## Data provided
###

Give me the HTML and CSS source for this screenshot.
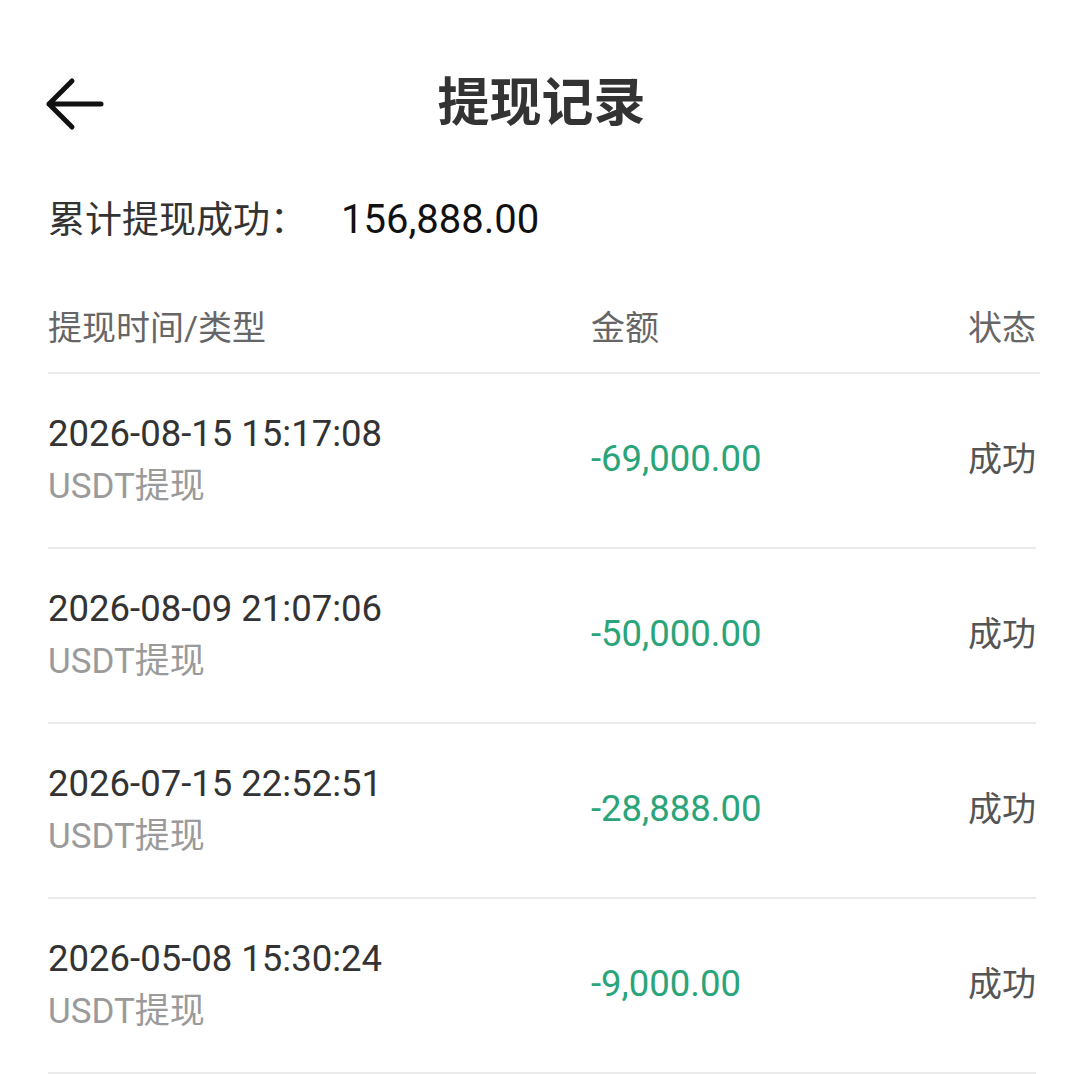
FILE: index.html
```html
<!DOCTYPE html>
<html lang="zh-CN">
<head>
  <meta charset="UTF-8" />
  <meta name="viewport" content="width=device-width, initial-scale=1.0"/>
  <title>提现记录</title>
  <link rel="stylesheet" href="styles.css">
</head>
<body>

  <div class="page">
    <!-- Top bar -->
    <div class="topbar">
      <span class="back">
        <svg width="60" height="54" viewBox="0 0 60 54">
          <path d="M56 27 H4 M27 4 L4 27 L27 50" fill="none" stroke="#111" stroke-width="5" stroke-linecap="round" stroke-linejoin="round"/>
        </svg>
      </span>
      <h1>提现记录</h1>
      <span></span>
    </div>

    <p class="total">累计提现成功：<span class="total-num">156,888.00</span></p>

    <div class="row head">
      <div class="col-time">提现时间/类型</div>
      <div class="col-amount">金额</div>
      <div class="col-status">状态</div>
    </div>

    <div class="row item">
      <div class="col-time">
        <div class="date">2026-08-15 15:17:08</div>
        <div class="type">USDT提现</div>
      </div>
      <div class="col-amount money">-69,000.00</div>
      <div class="col-status">成功</div>
    </div>

    <div class="row item">
      <div class="col-time">
        <div class="date">2026-08-09 21:07:06</div>
        <div class="type">USDT提现</div>
      </div>
      <div class="col-amount money">-50,000.00</div>
      <div class="col-status">成功</div>
    </div>

    <div class="row item">
      <div class="col-time">
        <div class="date">2026-07-15 22:52:51</div>
        <div class="type">USDT提现</div>
      </div>
      <div class="col-amount money">-28,888.00</div>
      <div class="col-status">成功</div>
    </div>

    <div class="row item">
      <div class="col-time">
        <div class="date">2026-05-08 15:30:24</div>
        <div class="type">USDT提现</div>
      </div>
      <div class="col-amount money">-9,000.00</div>
      <div class="col-status">成功</div>
    </div>
  </div>

</body>
</html>
```

FILE: styles.css
```css
* {
  box-sizing: border-box;
}

body {
  margin: 0;
  padding: 0;
  background: #fff;
  font-family: Roboto, "Noto Sans CJK SC", sans-serif;
  color: #333;
}

.page {
  padding: 0 44px 0 48px;
}

/* top bar */
.topbar {
  display: grid;
  grid-template-columns: 120px 1fr 120px;
  align-items: center;
  padding-top: 76px;
  margin-left: -3px;
}

.back {
  display: flex;
  align-items: center;
  height: 56px;
}

.topbar h1 {
  margin: 0;
  text-align: center;
  font-size: 52px;
  line-height: 56px;
  font-weight: 700;
  color: #333;
  padding-left: 2px;
}

.total {
  margin: 63px 0 0;
  font-size: 37px;
  line-height: 50px;
  color: #333;
}

.total-num {
  margin-left: 34px;
  font-size: 40px;
  color: #111;
}

/* table */
.row {
  display: grid;
  grid-template-columns: 543px 1fr auto;
  align-items: center;
  border-bottom: 2px solid #ebebeb;
}

.head {
  margin-top: 60px;
  padding-bottom: 22px;
  font-size: 34px;
  line-height: 44px;
  color: #666;
  margin-right: -4px;
}

.head .col-status {
  padding-right: 4px;
}

.item {
  height: 175px;
  padding-bottom: 5px;
}

.col-status {
  text-align: right;
}

.date {
  font-size: 36.5px;
  line-height: 53px;
  color: #333;
  padding-top: 3px;
}

.type {
  font-size: 35px;
  line-height: 53px;
  color: #9a9a9a;
}

.money {
  font-size: 36.5px;
  color: #2aa57a;
}

.item .col-status {
  font-size: 34px;
  color: #555;
  padding-bottom: 3px;
}
```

###

## Given exercise
Transcribe the material as is, with images omitted.

## Solution to this exercise
Give me the HTML and CSS source for this screenshot.
FILE: index.html
```html
<!DOCTYPE html>
<html lang="zh-CN">
<head>
  <meta charset="UTF-8" />
  <meta name="viewport" content="width=device-width, initial-scale=1.0"/>
  <title>提现记录</title>
  <link rel="stylesheet" href="styles.css">
</head>
<body>

  <div class="page">
    <!-- Top bar -->
    <div class="topbar">
      <span class="back">
        <svg width="60" height="54" viewBox="0 0 60 54">
          <path d="M56 27 H4 M27 4 L4 27 L27 50" fill="none" stroke="#111" stroke-width="5" stroke-linecap="round" stroke-linejoin="round"/>
        </svg>
      </span>
      <h1>提现记录</h1>
      <span></span>
    </div>

    <p class="total">累计提现成功：<span class="total-num">156,888.00</span></p>

    <div class="row head">
      <div class="col-time">提现时间/类型</div>
      <div class="col-amount">金额</div>
      <div class="col-status">状态</div>
    </div>

    <div class="row item">
      <div class="col-time">
        <div class="date">2026-08-15 15:17:08</div>
        <div class="type">USDT提现</div>
      </div>
      <div class="col-amount money">-69,000.00</div>
      <div class="col-status">成功</div>
    </div>

    <div class="row item">
      <div class="col-time">
        <div class="date">2026-08-09 21:07:06</div>
        <div class="type">USDT提现</div>
      </div>
      <div class="col-amount money">-50,000.00</div>
      <div class="col-status">成功</div>
    </div>

    <div class="row item">
      <div class="col-time">
        <div class="date">2026-07-15 22:52:51</div>
        <div class="type">USDT提现</div>
      </div>
      <div class="col-amount money">-28,888.00</div>
      <div class="col-status">成功</div>
    </div>

    <div class="row item">
      <div class="col-time">
        <div class="date">2026-05-08 15:30:24</div>
        <div class="type">USDT提现</div>
      </div>
      <div class="col-amount money">-9,000.00</div>
      <div class="col-status">成功</div>
    </div>
  </div>

</body>
</html>
```

FILE: styles.css
```css
* {
  box-sizing: border-box;
}

body {
  margin: 0;
  padding: 0;
  background: #fff;
  font-family: Roboto, "Noto Sans CJK SC", sans-serif;
  color: #333;
}

.page {
  padding: 0 44px 0 48px;
}

/* top bar */
.topbar {
  display: grid;
  grid-template-columns: 120px 1fr 120px;
  align-items: center;
  padding-top: 76px;
  margin-left: -3px;
}

.back {
  display: flex;
  align-items: center;
  height: 56px;
}

.topbar h1 {
  margin: 0;
  text-align: center;
  font-size: 52px;
  line-height: 56px;
  font-weight: 700;
  color: #333;
  padding-left: 2px;
}

.total {
  margin: 63px 0 0;
  font-size: 37px;
  line-height: 50px;
  color: #333;
}

.total-num {
  margin-left: 34px;
  font-size: 40px;
  color: #111;
}

/* table */
.row {
  display: grid;
  grid-template-columns: 543px 1fr auto;
  align-items: center;
  border-bottom: 2px solid #ebebeb;
}

.head {
  margin-top: 60px;
  padding-bottom: 22px;
  font-size: 34px;
  line-height: 44px;
  color: #666;
  margin-right: -4px;
}

.head .col-status {
  padding-right: 4px;
}

.item {
  height: 175px;
  padding-bottom: 5px;
}

.col-status {
  text-align: right;
}

.date {
  font-size: 36.5px;
  line-height: 53px;
  color: #333;
  padding-top: 3px;
}

.type {
  font-size: 35px;
  line-height: 53px;
  color: #9a9a9a;
}

.money {
  font-size: 36.5px;
  color: #2aa57a;
}

.item .col-status {
  font-size: 34px;
  color: #555;
  padding-bottom: 3px;
}
```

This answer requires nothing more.